GIVEN EXERCISE: Where the data below has the string "TypeScript", return the whole line.

TASK DATA:
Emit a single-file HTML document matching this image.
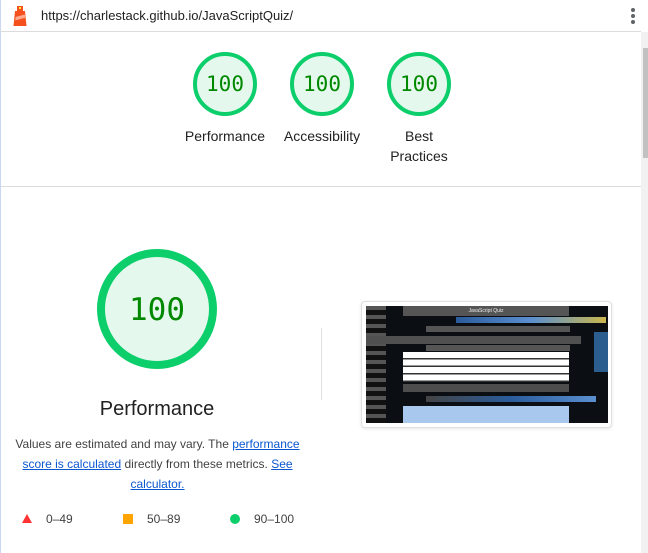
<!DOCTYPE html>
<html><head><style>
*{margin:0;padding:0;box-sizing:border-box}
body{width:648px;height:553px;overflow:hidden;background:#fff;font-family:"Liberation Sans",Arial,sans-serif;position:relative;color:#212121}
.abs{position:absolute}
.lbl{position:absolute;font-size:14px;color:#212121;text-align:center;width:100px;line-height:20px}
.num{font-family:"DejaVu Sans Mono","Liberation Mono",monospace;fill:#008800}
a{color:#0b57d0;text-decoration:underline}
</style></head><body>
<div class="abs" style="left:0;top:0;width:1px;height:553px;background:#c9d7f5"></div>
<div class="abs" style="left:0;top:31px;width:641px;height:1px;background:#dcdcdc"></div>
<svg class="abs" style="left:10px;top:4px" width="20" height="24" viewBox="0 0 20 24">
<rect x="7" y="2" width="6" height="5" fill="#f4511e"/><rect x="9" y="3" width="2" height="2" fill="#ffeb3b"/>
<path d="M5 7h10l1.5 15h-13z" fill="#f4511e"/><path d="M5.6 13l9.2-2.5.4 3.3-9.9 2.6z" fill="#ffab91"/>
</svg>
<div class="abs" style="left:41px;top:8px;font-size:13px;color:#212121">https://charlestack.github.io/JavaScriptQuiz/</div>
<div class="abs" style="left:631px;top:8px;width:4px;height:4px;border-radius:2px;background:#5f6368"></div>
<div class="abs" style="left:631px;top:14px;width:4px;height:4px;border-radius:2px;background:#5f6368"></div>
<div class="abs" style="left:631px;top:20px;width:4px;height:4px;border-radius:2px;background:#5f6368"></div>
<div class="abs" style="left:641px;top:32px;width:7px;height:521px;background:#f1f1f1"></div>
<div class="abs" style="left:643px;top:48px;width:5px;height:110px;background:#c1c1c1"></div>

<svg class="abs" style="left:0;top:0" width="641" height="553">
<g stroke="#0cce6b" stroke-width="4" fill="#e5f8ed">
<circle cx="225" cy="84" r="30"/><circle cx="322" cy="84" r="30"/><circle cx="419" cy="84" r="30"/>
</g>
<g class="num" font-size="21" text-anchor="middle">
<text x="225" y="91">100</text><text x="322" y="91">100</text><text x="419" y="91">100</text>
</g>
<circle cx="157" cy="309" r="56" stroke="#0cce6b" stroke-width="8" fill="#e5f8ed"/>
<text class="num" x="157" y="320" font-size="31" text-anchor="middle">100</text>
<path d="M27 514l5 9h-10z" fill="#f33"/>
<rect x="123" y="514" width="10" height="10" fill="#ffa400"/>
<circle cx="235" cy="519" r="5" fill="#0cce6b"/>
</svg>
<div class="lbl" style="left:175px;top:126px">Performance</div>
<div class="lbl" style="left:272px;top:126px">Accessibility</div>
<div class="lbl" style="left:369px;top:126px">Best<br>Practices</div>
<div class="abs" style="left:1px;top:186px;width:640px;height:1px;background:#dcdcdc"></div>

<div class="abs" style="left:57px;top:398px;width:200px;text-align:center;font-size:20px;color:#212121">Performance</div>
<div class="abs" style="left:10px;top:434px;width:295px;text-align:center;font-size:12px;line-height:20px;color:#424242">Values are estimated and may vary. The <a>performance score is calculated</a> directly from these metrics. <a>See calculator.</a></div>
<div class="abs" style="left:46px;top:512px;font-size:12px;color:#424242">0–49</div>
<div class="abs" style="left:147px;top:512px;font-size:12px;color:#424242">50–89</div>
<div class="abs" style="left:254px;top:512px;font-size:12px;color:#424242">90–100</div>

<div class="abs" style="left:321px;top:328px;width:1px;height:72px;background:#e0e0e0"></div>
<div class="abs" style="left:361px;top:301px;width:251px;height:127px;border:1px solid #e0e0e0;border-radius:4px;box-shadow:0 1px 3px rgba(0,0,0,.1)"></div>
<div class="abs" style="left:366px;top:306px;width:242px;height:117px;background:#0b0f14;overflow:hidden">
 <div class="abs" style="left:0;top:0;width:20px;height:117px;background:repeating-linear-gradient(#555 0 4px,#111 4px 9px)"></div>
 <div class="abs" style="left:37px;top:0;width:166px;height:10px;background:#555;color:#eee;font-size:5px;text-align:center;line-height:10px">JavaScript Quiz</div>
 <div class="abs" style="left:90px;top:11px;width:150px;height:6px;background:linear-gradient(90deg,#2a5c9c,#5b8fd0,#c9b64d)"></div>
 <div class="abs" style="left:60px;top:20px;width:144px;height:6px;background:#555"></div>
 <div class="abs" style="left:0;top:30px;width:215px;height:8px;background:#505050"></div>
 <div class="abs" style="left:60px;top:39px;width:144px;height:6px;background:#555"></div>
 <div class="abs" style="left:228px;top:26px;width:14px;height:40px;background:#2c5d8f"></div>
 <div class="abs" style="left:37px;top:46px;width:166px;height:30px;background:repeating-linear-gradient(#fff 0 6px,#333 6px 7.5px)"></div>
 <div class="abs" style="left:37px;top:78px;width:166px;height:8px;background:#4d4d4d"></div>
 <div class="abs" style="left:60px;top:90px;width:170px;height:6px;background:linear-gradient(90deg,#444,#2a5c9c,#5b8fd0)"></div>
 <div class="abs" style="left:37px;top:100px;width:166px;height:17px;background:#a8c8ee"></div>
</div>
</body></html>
...
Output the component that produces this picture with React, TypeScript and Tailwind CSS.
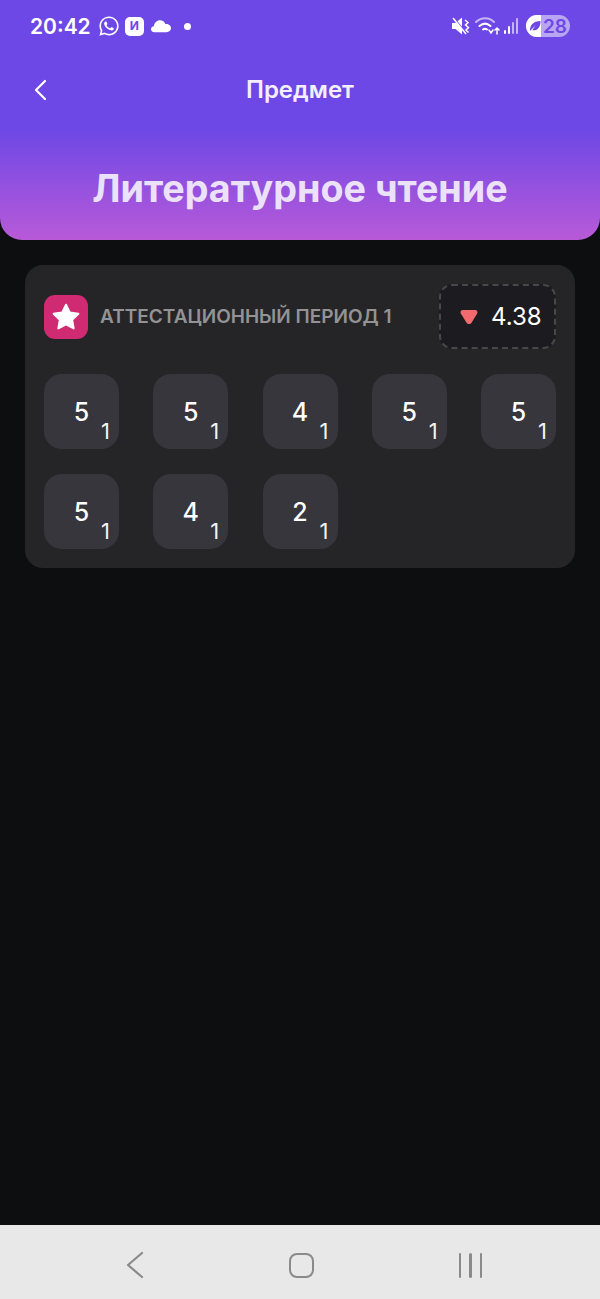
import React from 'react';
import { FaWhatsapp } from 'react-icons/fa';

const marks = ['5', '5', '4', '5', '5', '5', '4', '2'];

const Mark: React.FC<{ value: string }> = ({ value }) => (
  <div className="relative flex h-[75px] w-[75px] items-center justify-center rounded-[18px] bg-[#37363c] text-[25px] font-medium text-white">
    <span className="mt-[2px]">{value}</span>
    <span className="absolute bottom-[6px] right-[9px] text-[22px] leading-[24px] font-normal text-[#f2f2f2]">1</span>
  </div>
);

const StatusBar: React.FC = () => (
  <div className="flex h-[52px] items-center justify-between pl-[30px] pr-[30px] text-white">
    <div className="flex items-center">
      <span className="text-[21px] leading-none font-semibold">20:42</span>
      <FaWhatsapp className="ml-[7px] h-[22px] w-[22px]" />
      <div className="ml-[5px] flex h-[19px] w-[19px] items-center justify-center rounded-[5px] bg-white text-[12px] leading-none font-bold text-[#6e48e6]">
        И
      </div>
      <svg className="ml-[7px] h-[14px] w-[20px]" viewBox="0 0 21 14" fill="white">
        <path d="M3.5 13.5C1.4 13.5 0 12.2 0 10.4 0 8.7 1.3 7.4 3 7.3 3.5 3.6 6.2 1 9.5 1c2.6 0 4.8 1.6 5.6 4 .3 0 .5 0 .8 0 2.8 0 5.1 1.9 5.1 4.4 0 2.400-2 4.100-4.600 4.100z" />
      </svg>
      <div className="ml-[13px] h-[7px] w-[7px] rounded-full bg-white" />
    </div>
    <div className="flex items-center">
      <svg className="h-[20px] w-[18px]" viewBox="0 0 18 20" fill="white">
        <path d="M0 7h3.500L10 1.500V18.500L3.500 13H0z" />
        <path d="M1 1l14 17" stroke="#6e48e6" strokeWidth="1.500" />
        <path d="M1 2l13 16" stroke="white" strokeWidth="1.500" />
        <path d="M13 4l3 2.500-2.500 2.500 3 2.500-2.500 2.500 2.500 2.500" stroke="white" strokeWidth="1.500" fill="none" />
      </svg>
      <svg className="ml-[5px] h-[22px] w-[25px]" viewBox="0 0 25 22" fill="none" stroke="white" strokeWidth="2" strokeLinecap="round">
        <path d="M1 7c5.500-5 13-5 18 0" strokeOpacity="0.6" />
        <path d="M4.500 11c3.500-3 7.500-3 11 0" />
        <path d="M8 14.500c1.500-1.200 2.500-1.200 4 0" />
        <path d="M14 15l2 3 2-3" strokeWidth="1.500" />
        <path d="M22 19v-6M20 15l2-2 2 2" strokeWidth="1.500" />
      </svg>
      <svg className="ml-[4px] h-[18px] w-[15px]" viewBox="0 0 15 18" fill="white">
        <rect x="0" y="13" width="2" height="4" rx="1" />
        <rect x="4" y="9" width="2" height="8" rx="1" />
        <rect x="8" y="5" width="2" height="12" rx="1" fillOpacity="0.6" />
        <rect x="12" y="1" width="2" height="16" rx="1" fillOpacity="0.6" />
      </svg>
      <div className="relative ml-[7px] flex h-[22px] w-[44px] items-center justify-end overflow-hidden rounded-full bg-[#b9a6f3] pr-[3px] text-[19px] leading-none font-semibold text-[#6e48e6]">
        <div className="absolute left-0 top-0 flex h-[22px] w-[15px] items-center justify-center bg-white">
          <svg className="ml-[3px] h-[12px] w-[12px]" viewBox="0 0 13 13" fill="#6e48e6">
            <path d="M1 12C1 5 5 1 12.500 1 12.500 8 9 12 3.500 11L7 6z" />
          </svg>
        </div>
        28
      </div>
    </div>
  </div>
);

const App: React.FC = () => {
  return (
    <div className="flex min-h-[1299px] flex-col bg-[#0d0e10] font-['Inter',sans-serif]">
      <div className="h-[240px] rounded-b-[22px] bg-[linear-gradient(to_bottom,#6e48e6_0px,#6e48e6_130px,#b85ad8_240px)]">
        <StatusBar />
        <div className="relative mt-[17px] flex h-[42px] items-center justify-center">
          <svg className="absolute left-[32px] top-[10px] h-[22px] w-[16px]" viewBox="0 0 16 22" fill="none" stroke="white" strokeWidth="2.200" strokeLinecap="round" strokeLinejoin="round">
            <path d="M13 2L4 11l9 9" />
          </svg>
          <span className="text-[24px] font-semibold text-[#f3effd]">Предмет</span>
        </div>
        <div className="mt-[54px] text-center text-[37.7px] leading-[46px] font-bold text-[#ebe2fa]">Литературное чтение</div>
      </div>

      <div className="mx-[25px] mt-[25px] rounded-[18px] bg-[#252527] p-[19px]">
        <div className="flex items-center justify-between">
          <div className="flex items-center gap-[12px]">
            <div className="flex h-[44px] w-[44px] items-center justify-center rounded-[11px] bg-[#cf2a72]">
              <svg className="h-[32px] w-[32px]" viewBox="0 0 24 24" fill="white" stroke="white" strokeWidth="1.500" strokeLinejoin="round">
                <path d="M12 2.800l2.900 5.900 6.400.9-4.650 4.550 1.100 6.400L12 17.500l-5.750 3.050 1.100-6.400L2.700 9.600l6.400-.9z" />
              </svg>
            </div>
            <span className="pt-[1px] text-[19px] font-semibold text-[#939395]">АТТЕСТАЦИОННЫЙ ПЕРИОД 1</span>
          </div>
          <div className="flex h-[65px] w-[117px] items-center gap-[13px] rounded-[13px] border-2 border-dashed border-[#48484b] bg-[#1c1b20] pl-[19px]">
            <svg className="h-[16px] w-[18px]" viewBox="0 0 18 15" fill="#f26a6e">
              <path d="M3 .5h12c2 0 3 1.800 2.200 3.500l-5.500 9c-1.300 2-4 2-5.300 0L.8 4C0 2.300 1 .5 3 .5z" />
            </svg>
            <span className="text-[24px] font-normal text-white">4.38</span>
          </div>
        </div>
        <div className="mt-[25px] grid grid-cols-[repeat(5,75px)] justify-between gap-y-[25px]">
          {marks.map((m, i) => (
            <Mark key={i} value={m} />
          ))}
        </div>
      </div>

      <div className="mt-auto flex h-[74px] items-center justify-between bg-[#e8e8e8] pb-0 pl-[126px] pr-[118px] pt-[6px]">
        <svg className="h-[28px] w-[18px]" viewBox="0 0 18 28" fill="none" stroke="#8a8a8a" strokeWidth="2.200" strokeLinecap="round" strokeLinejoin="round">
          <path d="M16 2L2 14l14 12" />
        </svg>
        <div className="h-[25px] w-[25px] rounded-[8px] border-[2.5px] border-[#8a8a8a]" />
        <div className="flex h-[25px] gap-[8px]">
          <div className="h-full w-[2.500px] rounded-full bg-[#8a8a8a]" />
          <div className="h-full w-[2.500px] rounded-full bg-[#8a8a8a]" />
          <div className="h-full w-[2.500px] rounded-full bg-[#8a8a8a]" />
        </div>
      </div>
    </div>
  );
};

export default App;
---
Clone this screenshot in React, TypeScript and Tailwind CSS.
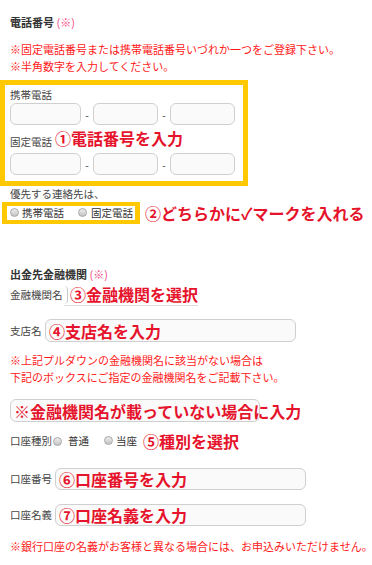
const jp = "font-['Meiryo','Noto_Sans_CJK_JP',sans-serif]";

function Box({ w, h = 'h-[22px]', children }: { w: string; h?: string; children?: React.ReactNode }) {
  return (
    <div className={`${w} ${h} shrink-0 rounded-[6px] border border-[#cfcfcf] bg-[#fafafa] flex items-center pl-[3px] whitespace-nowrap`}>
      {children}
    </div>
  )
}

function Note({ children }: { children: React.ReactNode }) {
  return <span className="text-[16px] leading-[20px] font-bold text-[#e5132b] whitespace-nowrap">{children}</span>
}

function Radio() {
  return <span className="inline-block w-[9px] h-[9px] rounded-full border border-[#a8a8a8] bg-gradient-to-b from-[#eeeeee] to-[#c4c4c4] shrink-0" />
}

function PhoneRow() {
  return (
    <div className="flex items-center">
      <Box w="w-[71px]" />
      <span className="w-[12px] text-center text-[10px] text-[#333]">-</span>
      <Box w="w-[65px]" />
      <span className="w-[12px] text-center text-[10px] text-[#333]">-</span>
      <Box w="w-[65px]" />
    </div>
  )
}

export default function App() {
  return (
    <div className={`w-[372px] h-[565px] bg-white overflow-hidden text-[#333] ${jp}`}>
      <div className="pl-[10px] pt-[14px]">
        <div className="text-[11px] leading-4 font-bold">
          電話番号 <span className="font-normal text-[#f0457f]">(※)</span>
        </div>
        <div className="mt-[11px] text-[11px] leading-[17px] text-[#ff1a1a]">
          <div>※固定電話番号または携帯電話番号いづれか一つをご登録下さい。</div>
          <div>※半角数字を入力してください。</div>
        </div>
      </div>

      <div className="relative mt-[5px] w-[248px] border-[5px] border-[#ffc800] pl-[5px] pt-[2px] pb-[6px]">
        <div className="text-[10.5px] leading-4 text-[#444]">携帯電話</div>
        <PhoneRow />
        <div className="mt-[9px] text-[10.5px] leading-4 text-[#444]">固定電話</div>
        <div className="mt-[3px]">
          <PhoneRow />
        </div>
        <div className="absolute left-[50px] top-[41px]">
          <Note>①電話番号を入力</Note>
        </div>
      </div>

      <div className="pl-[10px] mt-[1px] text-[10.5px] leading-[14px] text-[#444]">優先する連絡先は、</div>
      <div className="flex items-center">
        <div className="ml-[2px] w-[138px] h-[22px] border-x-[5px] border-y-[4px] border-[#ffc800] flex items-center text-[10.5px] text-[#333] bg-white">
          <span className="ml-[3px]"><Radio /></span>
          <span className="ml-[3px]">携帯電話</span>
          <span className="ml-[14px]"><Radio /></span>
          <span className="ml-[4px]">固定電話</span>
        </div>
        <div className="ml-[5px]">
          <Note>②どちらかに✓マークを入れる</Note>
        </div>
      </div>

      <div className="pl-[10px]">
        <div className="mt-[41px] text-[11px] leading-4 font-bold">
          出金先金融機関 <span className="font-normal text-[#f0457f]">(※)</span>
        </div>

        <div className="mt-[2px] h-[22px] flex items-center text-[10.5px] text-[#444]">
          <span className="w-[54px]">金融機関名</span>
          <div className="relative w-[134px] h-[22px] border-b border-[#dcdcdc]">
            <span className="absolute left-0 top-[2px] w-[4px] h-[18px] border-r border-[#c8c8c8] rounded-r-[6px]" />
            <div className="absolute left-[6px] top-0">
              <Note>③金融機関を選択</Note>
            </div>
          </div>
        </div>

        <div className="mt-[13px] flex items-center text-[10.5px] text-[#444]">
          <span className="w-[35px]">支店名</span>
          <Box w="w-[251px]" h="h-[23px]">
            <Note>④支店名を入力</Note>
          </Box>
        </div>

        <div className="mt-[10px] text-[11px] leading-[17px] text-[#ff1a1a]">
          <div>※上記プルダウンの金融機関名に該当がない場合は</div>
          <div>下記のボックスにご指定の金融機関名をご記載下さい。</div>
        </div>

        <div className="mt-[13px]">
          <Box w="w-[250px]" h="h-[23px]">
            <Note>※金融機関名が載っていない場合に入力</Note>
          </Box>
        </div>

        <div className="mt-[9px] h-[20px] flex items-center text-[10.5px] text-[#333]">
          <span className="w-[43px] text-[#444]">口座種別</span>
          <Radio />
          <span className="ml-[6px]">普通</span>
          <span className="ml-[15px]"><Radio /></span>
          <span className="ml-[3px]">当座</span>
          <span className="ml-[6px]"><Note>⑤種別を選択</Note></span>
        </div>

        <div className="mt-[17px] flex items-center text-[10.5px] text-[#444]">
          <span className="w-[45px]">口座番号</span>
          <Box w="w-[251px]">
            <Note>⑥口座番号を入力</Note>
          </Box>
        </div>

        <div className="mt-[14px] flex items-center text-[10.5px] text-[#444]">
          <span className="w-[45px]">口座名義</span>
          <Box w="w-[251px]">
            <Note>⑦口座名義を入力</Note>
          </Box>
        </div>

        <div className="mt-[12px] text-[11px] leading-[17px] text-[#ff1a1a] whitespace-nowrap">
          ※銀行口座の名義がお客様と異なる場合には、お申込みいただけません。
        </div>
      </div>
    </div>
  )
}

OUTPUT:
Output the component that produces this picture with React, TypeScript and Tailwind CSS.
Clone this screenshot in React, TypeScript and Tailwind CSS.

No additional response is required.